Una interrogante que no solo resuena en el recinto y en el corazón de las víctimas, sino que también está presente en toda la sociedad colombiana. Más que una acusación, esta se convierte en una pregunta estructural. No se trata solo de identificar al responsable material o al mando militar, sino de descubrir las formas invisibles de poder que operan detrás del mandato. Esa orden no necesariamente se pronuncia; puede estar inscrita en la lógica institucional que premia la muerte, en los incentivos burocráticos que reducen la vida humana a un indicador de eficiencia, en la ideología de la seguridad que valora más presentar las bajas enemigas que la dignidad del pueblo. Esa estructura del mando, donde obedecer es más importante que pensar, convierte a la violencia en un acto administrativo. El periodo del gobierno de Álvaro Uribe representa el momento en que esa estructura alcanzó su máxima expresión. La política de Seguridad Democrática, al establecer la noción de “enemigo interno” como fundamento del orden social, amplió el margen para que la violencia estatal se legitimara. Las instituciones militares no actuaron al margen del Estado, sino como su prolongación más fiel. La pregunta “¿quién dio la orden?” interroga así no solo a un presidente o a un general, sino a un Estado que hizo de la guerra un principio de organización y de las muertes un instrumento de control social y defensa del capital. Lo que surge no es la desviación de algunos hombres armados, sino la reproducción de una estructura de dominación, una estructura que se alimenta del miedo, de la desigualdad y de la exclusión. La violencia no aparece como anomalía, sino como lenguaje normalizado del poder. El campesino, el joven pobre, el marginado urbano son los cuerpos sobre los que se ejerce la pedagogía del control; quienes más sufren la violencia son, paradójicamente, quienes menos cuentan en la estructura social. El Estado aquí actúa como un aparato al servicio de la clase dominante, administrando la vida y la muerte según los intereses de acumulación y de control territorial. La violencia institucional no es un error, sino una función, cada muerto presentado como guerrillero fue parte de un engranaje que sostiene la legitimidad del régimen. La guerra se vuelve así una forma de producción simbólica que produce miedo, obediencia, orden y cohesión en torno al poder. No se mata solo a los inocentes, sino también la posibilidad de imaginar un país distinto.
Las orquídeas blancas
Las palabras se entrecortan, la culpa pesa. Los comparecientes se paraban en la tarima uno a uno para expresar sus palabras de arrepentimiento frente a las víctimas, muchos temblaban, se les cortaba la voz y otros daban la espalda para llorar. Verlos allí reconociendo su culpa fue un choque entre lo humano y lo institucional. Muchos expresaron que no querían hacerlo, que el peso de obedecer los llevó a cometer tales actos. Pero, aun así, con cada palabra se sentía un acto de verdad, una verdad que durante mucho tiempo se intentó ocultar. El perdón es fundamental para la construcción de un país en paz. Reconocer lo que pasó, reconocer nuestra propia historia es permitir que no se vuelva a repetir, sanar la herida y no abrirla más. Pero ¿cómo le explicas a una madre que su hijo murió a causa de personas que finalmente cumplieron órdenes y que, aunque hoy pidan perdón sigue siendo una verdad a medias? Es un paso importante para poder hacer esa catarsis, pero sigue existiendo un vacío.
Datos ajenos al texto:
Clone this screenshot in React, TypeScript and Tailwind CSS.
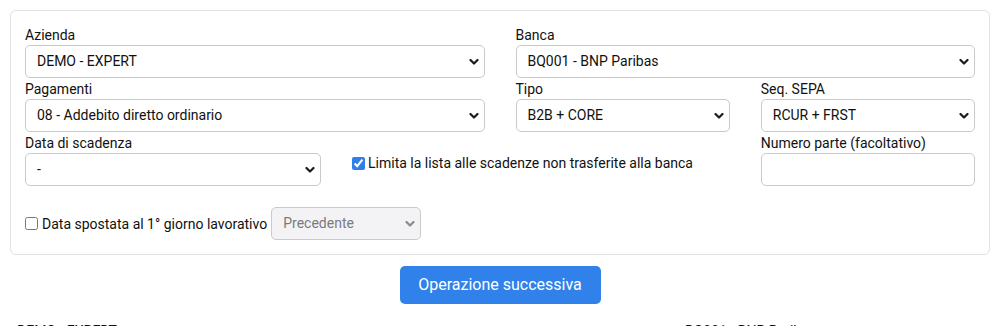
import React from "react";

type SelectProps = {
  value: string;
  disabled?: boolean;
  className?: string;
};

function Chevron({ disabled }: { disabled?: boolean }) {
  return (
    <svg
      className="pointer-events-none absolute right-[6px] top-1/2 -translate-y-1/2"
      width="10"
      height="7"
      viewBox="0 0 10 7"
      fill="none"
    >
      <path
        d="M1.5 1.5 L5 5 L8.5 1.5"
        stroke={disabled ? "#8a8a8e" : "#1b1b1b"}
        strokeWidth="2.2"
        strokeLinecap="round"
        strokeLinejoin="round"
      />
    </svg>
  );
}

function Select({ value, disabled, className }: SelectProps) {
  return (
    <div className={"relative " + (className ?? "w-full")}>
      <select
        disabled={disabled}
        defaultValue={value}
        className={
          "h-[33px] w-full appearance-none rounded-[5px] border border-[#c9c9ce] pl-[11px] pr-6 text-[14px] outline-none " +
          (disabled ? "bg-[#f3f3f5] text-[#7a7a7e]" : "bg-white text-[#111]")
        }
      >
        <option value={value}>{value}</option>
      </select>
      <Chevron disabled={disabled} />
    </div>
  );
}

function Field({ label, children }: { label: string; children: React.ReactNode }) {
  return (
    <div className="flex flex-col">
      <label className="h-[21px] pt-[1px] text-[14px] leading-[20px] text-[#111]">{label}</label>
      {children}
    </div>
  );
}

export default function App() {
  return (
    <div className="h-[326px] overflow-hidden bg-white font-['Roboto','Liberation_Sans',sans-serif] text-[#111]">
      <div className="mx-[10px] mt-[10px] rounded-[6px] border border-[#e2e2e4] px-[14px] pt-[13px] pb-[14px]">
        <div className="grid grid-cols-12 gap-x-[31px]">
          <div className="col-span-6">
            <Field label="Azienda">
              <Select value="DEMO - EXPERT" />
            </Field>
          </div>
          <div className="col-span-6">
            <Field label="Banca">
              <Select value="BQ001 - BNP Paribas" />
            </Field>
          </div>

          <div className="col-span-6">
            <Field label="Pagamenti">
              <Select value="08 - Addebito diretto ordinario" />
            </Field>
          </div>
          <div className="col-span-3">
            <Field label="Tipo">
              <Select value="B2B + CORE" />
            </Field>
          </div>
          <div className="col-span-3">
            <Field label="Seq. SEPA">
              <Select value="RCUR + FRST" />
            </Field>
          </div>

          <div className="col-span-4">
            <Field label="Data di scadenza">
              <Select value="-" />
            </Field>
          </div>
          <div className="col-span-5 pt-[21px]">
            <label className="flex h-[20px] items-center gap-[3px] text-[14px] leading-[20px]">
              <input
                type="checkbox"
                defaultChecked
                className="m-0 h-[13px] w-[13px] accent-[#2f7fe8]"
              />
              <span>Limita la lista alle scadenze non trasferite alla banca</span>
            </label>
          </div>
          <div className="col-span-3">
            <Field label="Numero parte (facoltativo)">
              <input
                type="text"
                className="h-[33px] w-full rounded-[5px] border border-[#c9c9ce] bg-white px-[11px] text-[14px] outline-none"
              />
            </Field>
          </div>

          <div className="col-span-12 mt-[21px] flex items-center">
            <input
              type="checkbox"
              className="m-0 h-[13px] w-[13px] accent-[#2f7fe8]"
            />
            <span className="ml-[4px] text-[14px] leading-[20px]">
              Data spostata al 1° giorno lavorativo
            </span>
            <Select value="Precedente" disabled className="ml-[4px] w-[150px]" />
          </div>
        </div>
      </div>

      <div className="mt-[11px] flex justify-center">
        <button className="h-[38px] w-[201px] rounded-[5px] bg-[#3082ea] text-[16px] text-white">
          Operazione successiva
        </button>
      </div>

      {/* table below the fold, only the top of the first row shows */}
      <div className="mt-[17px] flex text-[14px] leading-[20px]">
        <div className="w-[685px] pl-[17px]">DEMO - EXPERT</div>
        <div>BQ001 - BNP Paribas</div>
      </div>
    </div>
  );
}
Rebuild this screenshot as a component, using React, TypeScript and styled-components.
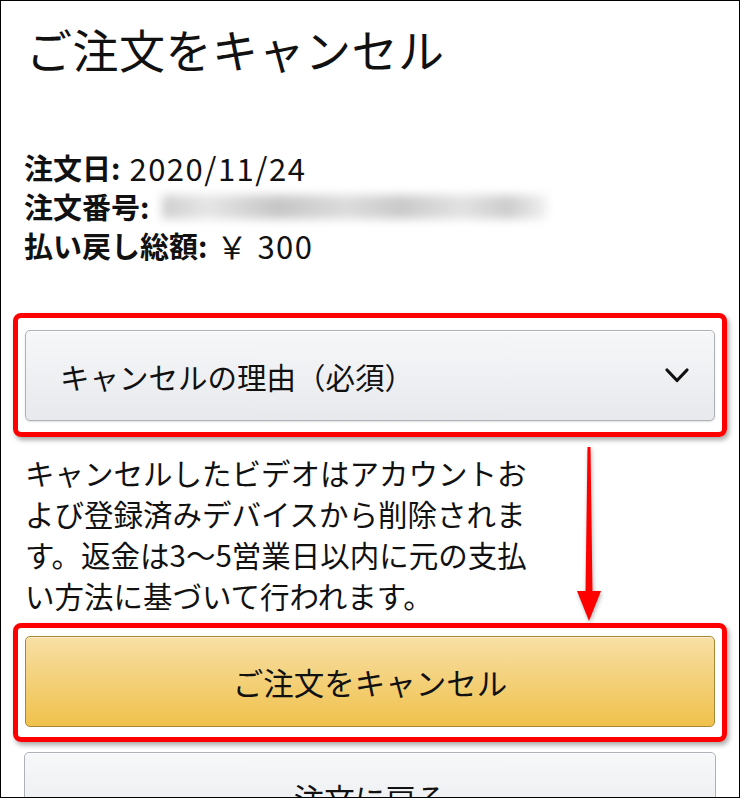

Es conmovedor ver los rostros de los militares arrepentidos. para las víctimas es aún más difícil; muchas no aceptaron el perdón, porque más allá de todo saben que hay muchas faltas. Otras lo aceptaron con recelo. Pero ni el perdón, ni el arrepentimiento hará que su hijo, su hermano, su esposo y cada una de esas muertes vuelvan a la vida.

Fuente: Portal Mal Hablao Medio
Las orquídeas son un símbolo de identidad nacional. Como acto simbólico, al pedir perdón le hicieron entrega de estas a las víctimas. Es como si a través de ese acto intentarán devolver algo de dignidad a las vidas que fueron arrebatadas. Eran flores que, más que belleza, llevaban el peso del perdón y la esperanza. Pedir perdón nunca va a borrar lo que pasó; no es una absolución, pero sí una forma de abrir caminos. Es una forma de transformar nuestra historia en un país marcado por la violencia. Estos actos de reconocimiento no son vacíos, son intentos por reconstruir el tejido social, por recordar que esas estadísticas en realidad tienen nombre, un rostro, una vida truncada y una madre que lo espera.
Mientras las orquídeas sigan floreciendo en la memoria colectiva, habrá esperanza de que el dolor no se repita. Pero para que florezcan, el país debe mirar de frente las raíces podridas de su historia. Aunque estos actos de memoria y perdón son importantes, no es suficiente. Hay que desmontar las estructuras de poder que permitieron la muerte y la impunidad. No fueron simples errores individuales, sino el resultado de una política de estado que convirtió la vida en mercancía y de los cuales los cuerpos de los pobres, los campesinos y los jóvenes se volvieron sacrificables.
La verdadera reconciliación no se construye sobre la negación, sino sobre la verdad; no sobre el silencio de las víctimas, sino sobre su voz, su resistencia y su dignidad. La paz dejará de ser un discurso cuando se acompaña de justicia social, memoria viva, igualdad y una ruptura radical con las lógicas del poder que ven la vida como un costo necesario.
Las orquídeas que hoy son ofrecidas como símbolo de perdón, deben convertirse en semillas de resistencia popular y emancipación, capaces de florecer contra la impunidad entre las ruinas del dolor y convertir la memoria en tierra fértil para la justicia social y la esperanza.